Directions
Your job is to retype all of the data word for word, leaving every image out.

● ● ● ●

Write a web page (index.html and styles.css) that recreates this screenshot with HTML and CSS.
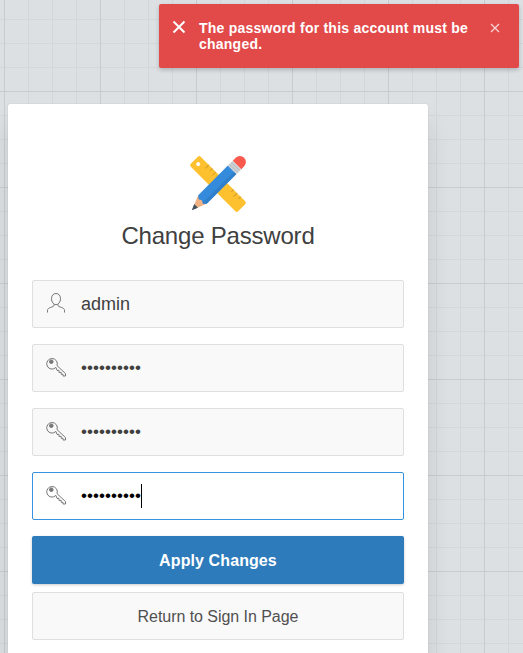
FILE: index.html
```html
<!DOCTYPE html>
<html lang="en">
<head>
<meta charset="utf-8">
<title>Change Password</title>
<link rel="stylesheet" href="styles.css">
</head>
<body>
<svg width="0" height="0" class="defs" aria-hidden="true">
  <symbol id="key" viewBox="0 0 22 22">
    <path d="M10.9 11.4A5.3 5.3 0 1 1 12 9.6L20.5 17.6V20H18V18.3H16.2V16.4H14V14.4H12Z"/>
    <circle cx="6.3" cy="5.7" r="1.8" class="hole"/>
  </symbol>
  <symbol id="user" viewBox="0 0 22 22">
    <path d="M11 1.5C8.1 1.5 6.5 3.8 6.5 6.7C6.5 10 8.4 12.7 11 12.7S15.5 10 15.5 6.7C15.5 3.8 13.9 1.5 11 1.5ZM9 12.3V13.5C9 15.4 2.5 15 2.5 18.3V20.5M13 12.3V13.5C13 15.4 19.5 15 19.5 18.3V20.5"/>
  </symbol>
</svg>
<div class="alert" role="alert">
  <svg class="alert-icon" viewBox="0 0 14 14"><path d="M1.5 1.5L12.5 12.5M12.5 1.5L1.5 12.5"/></svg>
  <p>The password for this account must be changed.</p>
  <svg class="alert-close" viewBox="0 0 10 10"><path d="M1 1L9 9M9 1L1 9"/></svg>
</div>
<main class="card">
  <svg class="logo" viewBox="0 0 56 56">
    <g transform="rotate(45 28 28)">
      <rect x="-5.5" y="21" width="67" height="14" rx="2" fill="#fdc02f"/>
      <circle cx="0" cy="28" r="2" fill="#fff"/>
      <path d="M8 21V26M13 21V24M18 21V26M43 21V24M48 21V26M53 21V24" stroke="#d39e2c" stroke-width="1"/>
    </g>
    <g transform="rotate(-45 28 28)">
      <path d="M-9 28L6 22V34Z" fill="#f0b285"/>
      <path d="M-9 28L-3 25.4V30.6Z" fill="#3e5263"/>
      <path d="M6 22H48V34H6L3.5 31L5 28L3.5 25Z" fill="#348bdc"/>
      <path d="M6 30.5H48V34H6L3.5 31Z" fill="#2f7fca"/>
      <path d="M48 22H55V34H48Z" fill="#cdd1d4"/>
      <path d="M50.2 22V34M52.7 22V34" stroke="#aeb3b8" stroke-width=".7"/>
      <path d="M55 22H59A6 6 0 0 1 59 34H55Z" fill="#fa5a4e"/>
    </g>
  </svg>
  <h1>Change Password</h1>
  <div class="field"><svg><use href="#user"/></svg><span>admin</span></div>
  <div class="field"><svg><use href="#key"/></svg><span class="dots">••••••••••</span></div>
  <div class="field"><svg><use href="#key"/></svg><span class="dots">••••••••••</span></div>
  <div class="field focused"><svg><use href="#key"/></svg><span class="dots">••••••••••</span><i class="caret"></i></div>
  <button class="primary">Apply Changes</button>
  <button class="secondary">Return to Sign In Page</button>
</main>
</body>
</html>
```

FILE: styles.css
```css
* { box-sizing: border-box; }
html { height: 100%; overflow: hidden; }
body {
  margin: 0;
  height: 653px;
  padding: 104px 0 0 8px;
  overflow: hidden;
  font-family: "Liberation Sans", Arial, sans-serif;
  color: #404040;
  background-color: #dce0e3;
  background-image:
    linear-gradient(90deg, #c8ccce 1px, transparent 1px),
    linear-gradient(#c8ccce 1px, transparent 1px),
    linear-gradient(90deg, #d3d7da 1px, transparent 1px),
    linear-gradient(#d3d7da 1px, transparent 1px);
  background-size: 96px 96px, 96px 96px, 24px 24px, 24px 24px;
  background-position: 4px 0, 0 91px, 4px 0, 0 19px;
}
.defs { position: absolute; }
.alert {
  position: absolute;
  top: 4px;
  left: 159px;
  width: 360px;
  height: 64px;
  padding: 16px 16px 16px 13px;
  display: flex;
  align-items: flex-start;
  border-radius: 2px;
  background: rgba(226, 68, 68, .97);
  box-shadow: 0 2px 4px rgba(0, 0, 0, .2);
  color: #fff;
}
.alert p {
  width: 280px;
  margin: 0 11px 0 13px;
  font-size: 14px;
  line-height: 16px;
  font-weight: bold;
  letter-spacing: .23px;
}
.alert svg { fill: none; stroke: #fff; flex: none; }
.alert-icon { width: 14px; height: 14px; stroke-width: 2; }
.alert-close { width: 10px; height: 10px; margin-top: 3px; stroke-width: 1.4; opacity: .75; }
.card {
  width: 420px;
  height: 549px;
  padding: 52px 24px 0;
  display: flex;
  flex-direction: column;
  background: #fff;
  border-radius: 2px 2px 0 0;
  box-shadow: 0 0 1px rgba(0, 0, 0, .25), 0 20px 24px rgba(0, 0, 0, .1);
}
.logo { width: 56px; height: 56px; margin: 0 auto; flex: none; overflow: visible; }
h1 {
  margin: 8px 0 28px;
  font-size: 24px;
  line-height: 32px;
  font-weight: normal;
  text-align: center;
  letter-spacing: -.2px;
}
.field {
  flex: none;
  height: 48px;
  margin-bottom: 16px;
  padding-left: 12px;
  display: flex;
  align-items: center;
  border: 1px solid #dfdfdf;
  border-radius: 2px;
  background: #f9f9f9;
  font-size: 18px;
}
.field svg {
  width: 22px;
  height: 22px;
  margin: 0 14px 2px 0;
  fill: none;
  stroke: #777;
  stroke-width: 1;
}
.hole { fill: #777; }
.dots { font-size: 17px; letter-spacing: .05px; opacity: .999; }
.focused { border-color: #3793e0; background: #fff; color: #000; }
.caret { width: 1px; height: 24px; background: #000; }
button {
  flex: none;
  height: 48px;
  padding: 2px 0 0;
  border: 0;
  border-radius: 2px;
  font: 16px/24px "Liberation Sans", Arial, sans-serif;
}
.primary {
  margin-bottom: 8px;
  background: #2d7bbb;
  color: #fff;
  font-weight: bold;
  letter-spacing: .1px;
  box-shadow: 0 1px 3px rgba(0, 0, 0, .2);
}
.secondary { border: 1px solid #dfdfdf; background: #f9f9f9; color: #505050; letter-spacing: -.05px; }
```
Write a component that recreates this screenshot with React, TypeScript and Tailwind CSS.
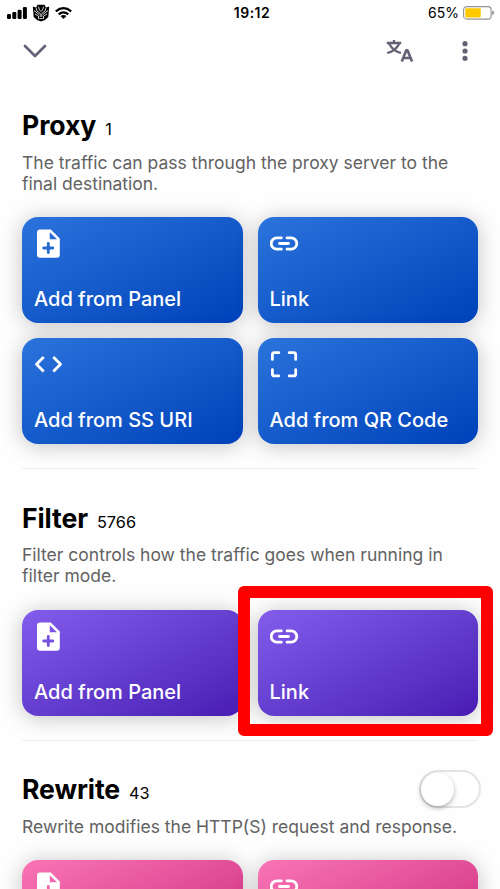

● ● ● ●

Output of the exercise
Write a web page (index.html and styles.css) that recreates this screenshot with HTML and CSS.
FILE: index.html
```html
<!DOCTYPE html>
<html lang="en">
<head>
<meta charset="utf-8">
<title>Change Password</title>
<link rel="stylesheet" href="styles.css">
</head>
<body>
<svg width="0" height="0" class="defs" aria-hidden="true">
  <symbol id="key" viewBox="0 0 22 22">
    <path d="M10.9 11.4A5.3 5.3 0 1 1 12 9.6L20.5 17.6V20H18V18.3H16.2V16.4H14V14.4H12Z"/>
    <circle cx="6.3" cy="5.7" r="1.8" class="hole"/>
  </symbol>
  <symbol id="user" viewBox="0 0 22 22">
    <path d="M11 1.5C8.1 1.5 6.5 3.8 6.5 6.7C6.5 10 8.4 12.7 11 12.7S15.5 10 15.5 6.7C15.5 3.8 13.9 1.5 11 1.5ZM9 12.3V13.5C9 15.4 2.5 15 2.5 18.3V20.5M13 12.3V13.5C13 15.4 19.5 15 19.5 18.3V20.5"/>
  </symbol>
</svg>
<div class="alert" role="alert">
  <svg class="alert-icon" viewBox="0 0 14 14"><path d="M1.5 1.5L12.5 12.5M12.5 1.5L1.5 12.5"/></svg>
  <p>The password for this account must be changed.</p>
  <svg class="alert-close" viewBox="0 0 10 10"><path d="M1 1L9 9M9 1L1 9"/></svg>
</div>
<main class="card">
  <svg class="logo" viewBox="0 0 56 56">
    <g transform="rotate(45 28 28)">
      <rect x="-5.5" y="21" width="67" height="14" rx="2" fill="#fdc02f"/>
      <circle cx="0" cy="28" r="2" fill="#fff"/>
      <path d="M8 21V26M13 21V24M18 21V26M43 21V24M48 21V26M53 21V24" stroke="#d39e2c" stroke-width="1"/>
    </g>
    <g transform="rotate(-45 28 28)">
      <path d="M-9 28L6 22V34Z" fill="#f0b285"/>
      <path d="M-9 28L-3 25.4V30.6Z" fill="#3e5263"/>
      <path d="M6 22H48V34H6L3.5 31L5 28L3.5 25Z" fill="#348bdc"/>
      <path d="M6 30.5H48V34H6L3.5 31Z" fill="#2f7fca"/>
      <path d="M48 22H55V34H48Z" fill="#cdd1d4"/>
      <path d="M50.2 22V34M52.7 22V34" stroke="#aeb3b8" stroke-width=".7"/>
      <path d="M55 22H59A6 6 0 0 1 59 34H55Z" fill="#fa5a4e"/>
    </g>
  </svg>
  <h1>Change Password</h1>
  <div class="field"><svg><use href="#user"/></svg><span>admin</span></div>
  <div class="field"><svg><use href="#key"/></svg><span class="dots">••••••••••</span></div>
  <div class="field"><svg><use href="#key"/></svg><span class="dots">••••••••••</span></div>
  <div class="field focused"><svg><use href="#key"/></svg><span class="dots">••••••••••</span><i class="caret"></i></div>
  <button class="primary">Apply Changes</button>
  <button class="secondary">Return to Sign In Page</button>
</main>
</body>
</html>
```

FILE: styles.css
```css
* { box-sizing: border-box; }
html { height: 100%; overflow: hidden; }
body {
  margin: 0;
  height: 653px;
  padding: 104px 0 0 8px;
  overflow: hidden;
  font-family: "Liberation Sans", Arial, sans-serif;
  color: #404040;
  background-color: #dce0e3;
  background-image:
    linear-gradient(90deg, #c8ccce 1px, transparent 1px),
    linear-gradient(#c8ccce 1px, transparent 1px),
    linear-gradient(90deg, #d3d7da 1px, transparent 1px),
    linear-gradient(#d3d7da 1px, transparent 1px);
  background-size: 96px 96px, 96px 96px, 24px 24px, 24px 24px;
  background-position: 4px 0, 0 91px, 4px 0, 0 19px;
}
.defs { position: absolute; }
.alert {
  position: absolute;
  top: 4px;
  left: 159px;
  width: 360px;
  height: 64px;
  padding: 16px 16px 16px 13px;
  display: flex;
  align-items: flex-start;
  border-radius: 2px;
  background: rgba(226, 68, 68, .97);
  box-shadow: 0 2px 4px rgba(0, 0, 0, .2);
  color: #fff;
}
.alert p {
  width: 280px;
  margin: 0 11px 0 13px;
  font-size: 14px;
  line-height: 16px;
  font-weight: bold;
  letter-spacing: .23px;
}
.alert svg { fill: none; stroke: #fff; flex: none; }
.alert-icon { width: 14px; height: 14px; stroke-width: 2; }
.alert-close { width: 10px; height: 10px; margin-top: 3px; stroke-width: 1.4; opacity: .75; }
.card {
  width: 420px;
  height: 549px;
  padding: 52px 24px 0;
  display: flex;
  flex-direction: column;
  background: #fff;
  border-radius: 2px 2px 0 0;
  box-shadow: 0 0 1px rgba(0, 0, 0, .25), 0 20px 24px rgba(0, 0, 0, .1);
}
.logo { width: 56px; height: 56px; margin: 0 auto; flex: none; overflow: visible; }
h1 {
  margin: 8px 0 28px;
  font-size: 24px;
  line-height: 32px;
  font-weight: normal;
  text-align: center;
  letter-spacing: -.2px;
}
.field {
  flex: none;
  height: 48px;
  margin-bottom: 16px;
  padding-left: 12px;
  display: flex;
  align-items: center;
  border: 1px solid #dfdfdf;
  border-radius: 2px;
  background: #f9f9f9;
  font-size: 18px;
}
.field svg {
  width: 22px;
  height: 22px;
  margin: 0 14px 2px 0;
  fill: none;
  stroke: #777;
  stroke-width: 1;
}
.hole { fill: #777; }
.dots { font-size: 17px; letter-spacing: .05px; opacity: .999; }
.focused { border-color: #3793e0; background: #fff; color: #000; }
.caret { width: 1px; height: 24px; background: #000; }
button {
  flex: none;
  height: 48px;
  padding: 2px 0 0;
  border: 0;
  border-radius: 2px;
  font: 16px/24px "Liberation Sans", Arial, sans-serif;
}
.primary {
  margin-bottom: 8px;
  background: #2d7bbb;
  color: #fff;
  font-weight: bold;
  letter-spacing: .1px;
  box-shadow: 0 1px 3px rgba(0, 0, 0, .2);
}
.secondary { border: 1px solid #dfdfdf; background: #f9f9f9; color: #505050; letter-spacing: -.05px; }
```
Write a component that recreates this screenshot with React, TypeScript and Tailwind CSS.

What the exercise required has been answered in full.